Directions >>
Extract the whole listing as it stands. Do not include the pictures.

Given data >>
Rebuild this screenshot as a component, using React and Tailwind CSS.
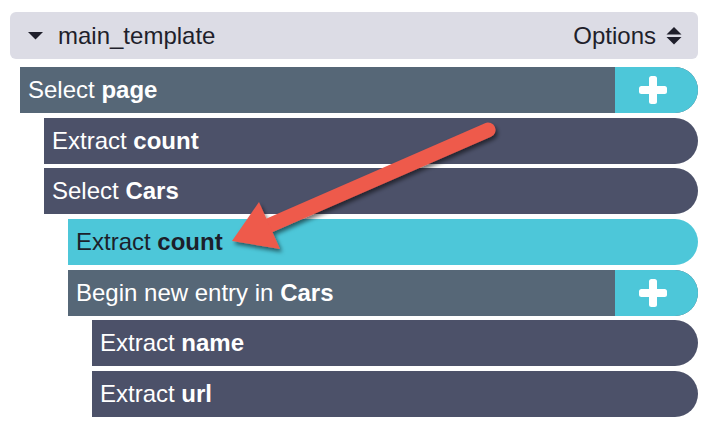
import React from "react";

const Plus = () => (
  <svg width="30" height="30" viewBox="0 0 30 30">
    <rect x="11" y="1" width="8" height="28" rx="2.5" fill="#fff" />
    <rect x="1" y="11" width="28" height="8" rx="2.5" fill="#fff" />
  </svg>
);

function Row({ indent, label, bold, variant, plus }) {
  const bg =
    variant === "teal"
      ? "bg-[#4dc7d9] text-[#1c1f2b]"
      : variant === "slate"
      ? "bg-[#566777] text-white"
      : "bg-[#4c5169] text-white";
  return (
    <div className={`flex h-[46px] ${indent} rounded-l-[5px] rounded-r-full overflow-hidden ${bg}`}>
      <div className="flex-1 flex items-center pl-2 text-[24px] leading-none">
        <span>{label}&nbsp;</span>
        <span className="font-bold">{bold}</span>
      </div>
      {plus && (
        <div className="w-[83px] bg-[#4dc7d9] flex items-center pl-[23px]">
          <Plus />
        </div>
      )}
    </div>
  );
}

export default function App() {
  return (
    <div
      className="relative w-[718px] h-[444px] bg-white overflow-hidden"
      style={{ fontFamily: '"Liberation Sans", Arial, sans-serif' }}
    >
      <div className="ml-[10px] mt-[12px] w-[688px]">
        <div className="h-[47px] rounded-[6px] bg-[#dcdce5] flex items-center pl-[18px] pr-[16px] text-[#1f1f2b]">
          <svg width="15" height="8" viewBox="0 0 15 8">
            <polygon points="0,0 15,0 7.5,7.5" fill="#1f1f2b" />
          </svg>
          <span className="ml-[15px] text-[24px] leading-none">main_template</span>
          <span className="ml-auto text-[24px] leading-none">Options</span>
          <svg className="ml-[10px]" width="16" height="18" viewBox="0 0 16 18">
            <polygon points="8,0 15.5,7.5 0.5,7.5" fill="#1f1f2b" />
            <polygon points="0.5,10 15.5,10 8,17.5" fill="#1f1f2b" />
          </svg>
        </div>
        <div className="mt-[8px] pl-[10px] flex flex-col gap-[4.67px]">
          <Row indent="ml-0" label="Select" bold="page" variant="slate" plus />
          <Row indent="ml-[24px]" label="Extract" bold="count" variant="dark" />
          <Row indent="ml-[24px]" label="Select" bold="Cars" variant="dark" />
          <Row indent="ml-[48px]" label="Extract" bold="count" variant="teal" />
          <Row indent="ml-[48px]" label="Begin new entry in" bold="Cars" variant="slate" plus />
          <Row indent="ml-[72px]" label="Extract" bold="name" variant="dark" />
          <Row indent="ml-[72px]" label="Extract" bold="url" variant="dark" />
        </div>
      </div>
      <svg className="absolute left-0 top-0 pointer-events-none" width="718" height="444">
        <defs>
          <filter id="sh" x="-20%" y="-20%" width="140%" height="140%">
            <feDropShadow dx="2" dy="3" stdDeviation="2" floodColor="#000" floodOpacity="0.55" />
          </filter>
        </defs>
        <g filter="url(#sh)">
          <line x1="488" y1="130" x2="268" y2="226" stroke="#ee5a4c" strokeWidth="15" strokeLinecap="round" />
          <polygon points="232,241 259,202 280,249" fill="#ee5a4c" />
        </g>
      </svg>
    </div>
  );
}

Solution to this task >>
Rebuild this screenshot as a component, using React and Tailwind CSS.
import React from "react";

const Plus = () => (
  <svg width="30" height="30" viewBox="0 0 30 30">
    <rect x="11" y="1" width="8" height="28" rx="2.5" fill="#fff" />
    <rect x="1" y="11" width="28" height="8" rx="2.5" fill="#fff" />
  </svg>
);

function Row({ indent, label, bold, variant, plus }) {
  const bg =
    variant === "teal"
      ? "bg-[#4dc7d9] text-[#1c1f2b]"
      : variant === "slate"
      ? "bg-[#566777] text-white"
      : "bg-[#4c5169] text-white";
  return (
    <div className={`flex h-[46px] ${indent} rounded-l-[5px] rounded-r-full overflow-hidden ${bg}`}>
      <div className="flex-1 flex items-center pl-2 text-[24px] leading-none">
        <span>{label}&nbsp;</span>
        <span className="font-bold">{bold}</span>
      </div>
      {plus && (
        <div className="w-[83px] bg-[#4dc7d9] flex items-center pl-[23px]">
          <Plus />
        </div>
      )}
    </div>
  );
}

export default function App() {
  return (
    <div
      className="relative w-[718px] h-[444px] bg-white overflow-hidden"
      style={{ fontFamily: '"Liberation Sans", Arial, sans-serif' }}
    >
      <div className="ml-[10px] mt-[12px] w-[688px]">
        <div className="h-[47px] rounded-[6px] bg-[#dcdce5] flex items-center pl-[18px] pr-[16px] text-[#1f1f2b]">
          <svg width="15" height="8" viewBox="0 0 15 8">
            <polygon points="0,0 15,0 7.5,7.5" fill="#1f1f2b" />
          </svg>
          <span className="ml-[15px] text-[24px] leading-none">main_template</span>
          <span className="ml-auto text-[24px] leading-none">Options</span>
          <svg className="ml-[10px]" width="16" height="18" viewBox="0 0 16 18">
            <polygon points="8,0 15.5,7.5 0.5,7.5" fill="#1f1f2b" />
            <polygon points="0.5,10 15.5,10 8,17.5" fill="#1f1f2b" />
          </svg>
        </div>
        <div className="mt-[8px] pl-[10px] flex flex-col gap-[4.67px]">
          <Row indent="ml-0" label="Select" bold="page" variant="slate" plus />
          <Row indent="ml-[24px]" label="Extract" bold="count" variant="dark" />
          <Row indent="ml-[24px]" label="Select" bold="Cars" variant="dark" />
          <Row indent="ml-[48px]" label="Extract" bold="count" variant="teal" />
          <Row indent="ml-[48px]" label="Begin new entry in" bold="Cars" variant="slate" plus />
          <Row indent="ml-[72px]" label="Extract" bold="name" variant="dark" />
          <Row indent="ml-[72px]" label="Extract" bold="url" variant="dark" />
        </div>
      </div>
      <svg className="absolute left-0 top-0 pointer-events-none" width="718" height="444">
        <defs>
          <filter id="sh" x="-20%" y="-20%" width="140%" height="140%">
            <feDropShadow dx="2" dy="3" stdDeviation="2" floodColor="#000" floodOpacity="0.55" />
          </filter>
        </defs>
        <g filter="url(#sh)">
          <line x1="488" y1="130" x2="268" y2="226" stroke="#ee5a4c" strokeWidth="15" strokeLinecap="round" />
          <polygon points="232,241 259,202 280,249" fill="#ee5a4c" />
        </g>
      </svg>
    </div>
  );
}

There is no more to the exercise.